**Challenge**
Set down the full listing exactly as given. Any pictures are to be left out.

**Recorded data**
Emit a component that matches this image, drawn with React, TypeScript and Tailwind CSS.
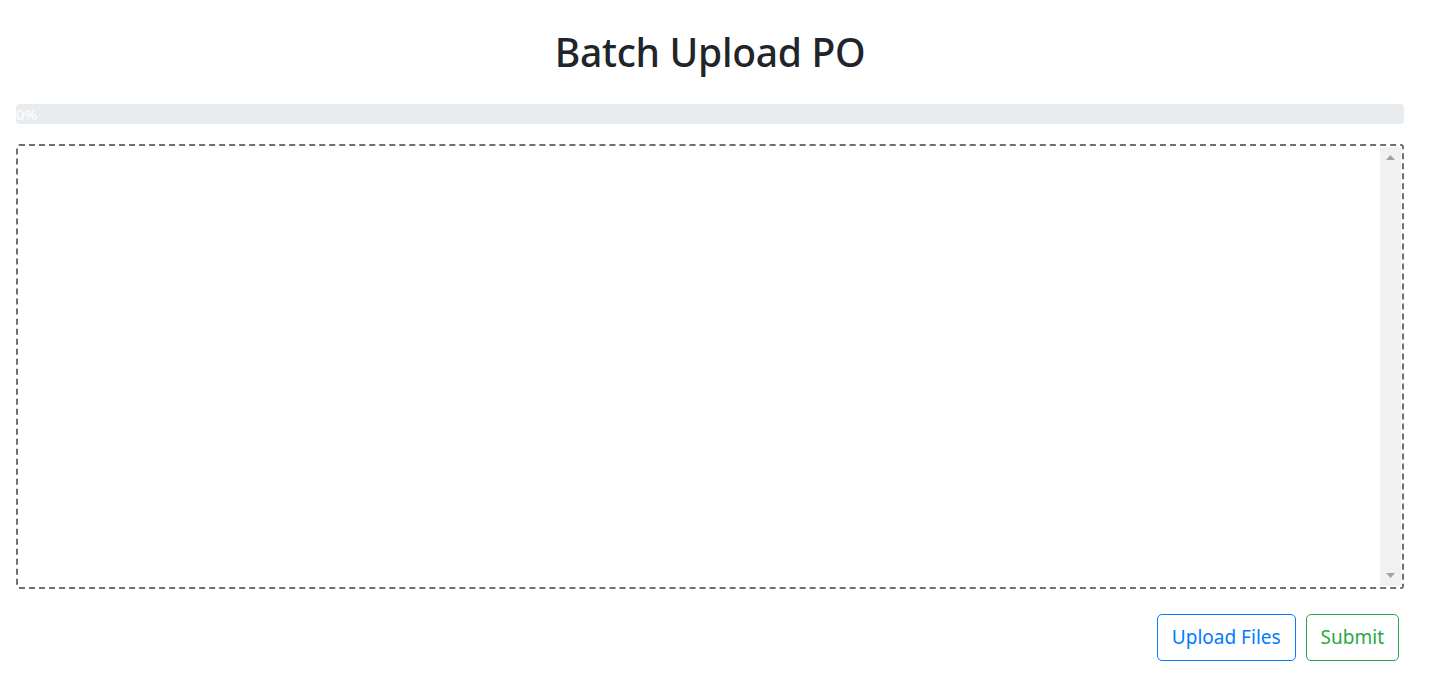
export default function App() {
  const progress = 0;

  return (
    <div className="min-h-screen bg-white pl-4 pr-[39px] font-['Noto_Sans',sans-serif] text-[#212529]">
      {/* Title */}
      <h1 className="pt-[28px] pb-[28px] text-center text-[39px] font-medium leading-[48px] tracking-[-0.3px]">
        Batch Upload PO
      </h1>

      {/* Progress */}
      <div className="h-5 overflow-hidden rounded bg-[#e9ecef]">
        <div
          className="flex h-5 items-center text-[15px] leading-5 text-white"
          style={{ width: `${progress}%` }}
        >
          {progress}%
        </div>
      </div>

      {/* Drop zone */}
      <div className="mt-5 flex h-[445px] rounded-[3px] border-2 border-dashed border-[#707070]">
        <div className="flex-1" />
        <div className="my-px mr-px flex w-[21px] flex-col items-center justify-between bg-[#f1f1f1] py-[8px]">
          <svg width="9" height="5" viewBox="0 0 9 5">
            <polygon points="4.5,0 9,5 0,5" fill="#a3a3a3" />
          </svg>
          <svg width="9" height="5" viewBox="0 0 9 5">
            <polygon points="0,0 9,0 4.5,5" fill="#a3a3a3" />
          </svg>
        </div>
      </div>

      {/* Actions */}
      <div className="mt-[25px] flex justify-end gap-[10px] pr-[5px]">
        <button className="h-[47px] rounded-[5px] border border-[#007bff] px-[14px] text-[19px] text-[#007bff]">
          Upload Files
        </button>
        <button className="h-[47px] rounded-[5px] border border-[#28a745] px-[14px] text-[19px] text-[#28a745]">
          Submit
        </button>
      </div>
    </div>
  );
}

**Solution**
Emit a component that matches this image, drawn with React, TypeScript and Tailwind CSS.
export default function App() {
  const progress = 0;

  return (
    <div className="min-h-screen bg-white pl-4 pr-[39px] font-['Noto_Sans',sans-serif] text-[#212529]">
      {/* Title */}
      <h1 className="pt-[28px] pb-[28px] text-center text-[39px] font-medium leading-[48px] tracking-[-0.3px]">
        Batch Upload PO
      </h1>

      {/* Progress */}
      <div className="h-5 overflow-hidden rounded bg-[#e9ecef]">
        <div
          className="flex h-5 items-center text-[15px] leading-5 text-white"
          style={{ width: `${progress}%` }}
        >
          {progress}%
        </div>
      </div>

      {/* Drop zone */}
      <div className="mt-5 flex h-[445px] rounded-[3px] border-2 border-dashed border-[#707070]">
        <div className="flex-1" />
        <div className="my-px mr-px flex w-[21px] flex-col items-center justify-between bg-[#f1f1f1] py-[8px]">
          <svg width="9" height="5" viewBox="0 0 9 5">
            <polygon points="4.5,0 9,5 0,5" fill="#a3a3a3" />
          </svg>
          <svg width="9" height="5" viewBox="0 0 9 5">
            <polygon points="0,0 9,0 4.5,5" fill="#a3a3a3" />
          </svg>
        </div>
      </div>

      {/* Actions */}
      <div className="mt-[25px] flex justify-end gap-[10px] pr-[5px]">
        <button className="h-[47px] rounded-[5px] border border-[#007bff] px-[14px] text-[19px] text-[#007bff]">
          Upload Files
        </button>
        <button className="h-[47px] rounded-[5px] border border-[#28a745] px-[14px] text-[19px] text-[#28a745]">
          Submit
        </button>
      </div>
    </div>
  );
}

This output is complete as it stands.